Moore loves Obama and wants to give him the benefit of the doubt, so he soft pedals his lack of commitment to dealing with the Masters of the Universe. (He uses Chris Dodd as a proxy Democratic whipping boy instead, which is unfair especially considering the fact that the footage he uses of Dodd shows him excoriating the very corporations for whom he's supposedly whoring.) But from his comments before and after the screening --- and in interviews for the film --- it's clear that he's torn about the President and emotionally suffering a bit from the disappointment. I'm afraid the film also suffers a bit for it too, however.
But this movie, as Dennis notes, isn't really about saviors or criminals, although it features some of both.
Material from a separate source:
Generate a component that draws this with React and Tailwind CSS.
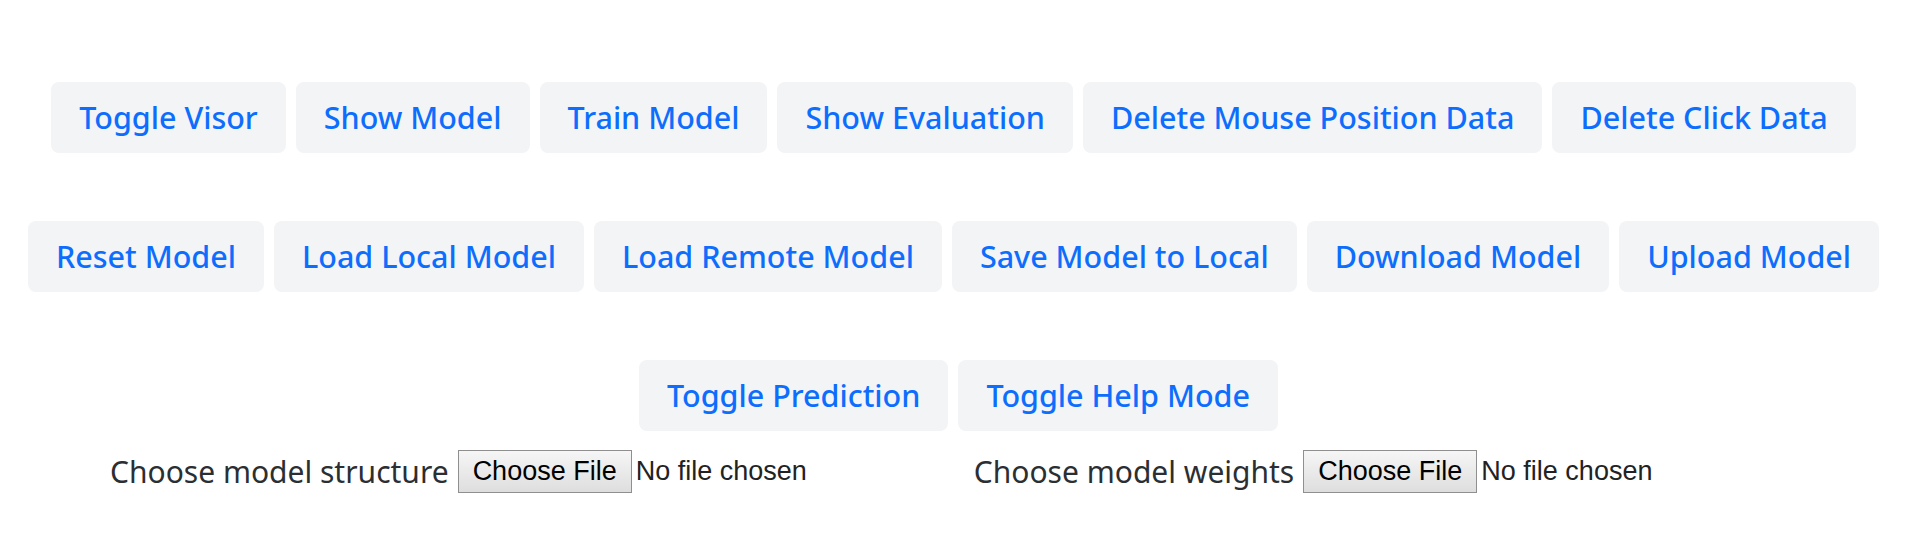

It's a call for citizens to focus their minds on what's actually gone wrong and take to the streets or man the barricades or do whatever defines political engagement in this day and age and demand that the people who brought us to this place are identified and that the system is reformed. Indeed, I would guess that if it didn't feature the stuff about capitalism being evil he could have shown this to audiences of all political stripes and most of the latent teabaggers would have given him a standing ovation.
If the film manages to focus the citizenry on the most important story of our time then it will be tremendously important. If it gets lost in a cacophony of commie bashing and primitive tribalism then it will probably not be recognized for what it is until sometime later. As with all of his films, he's ahead of the zeitgeist, so I am hopeful that this epic call to leftwing populist engagement is at the very least a hopeful sign of things to come.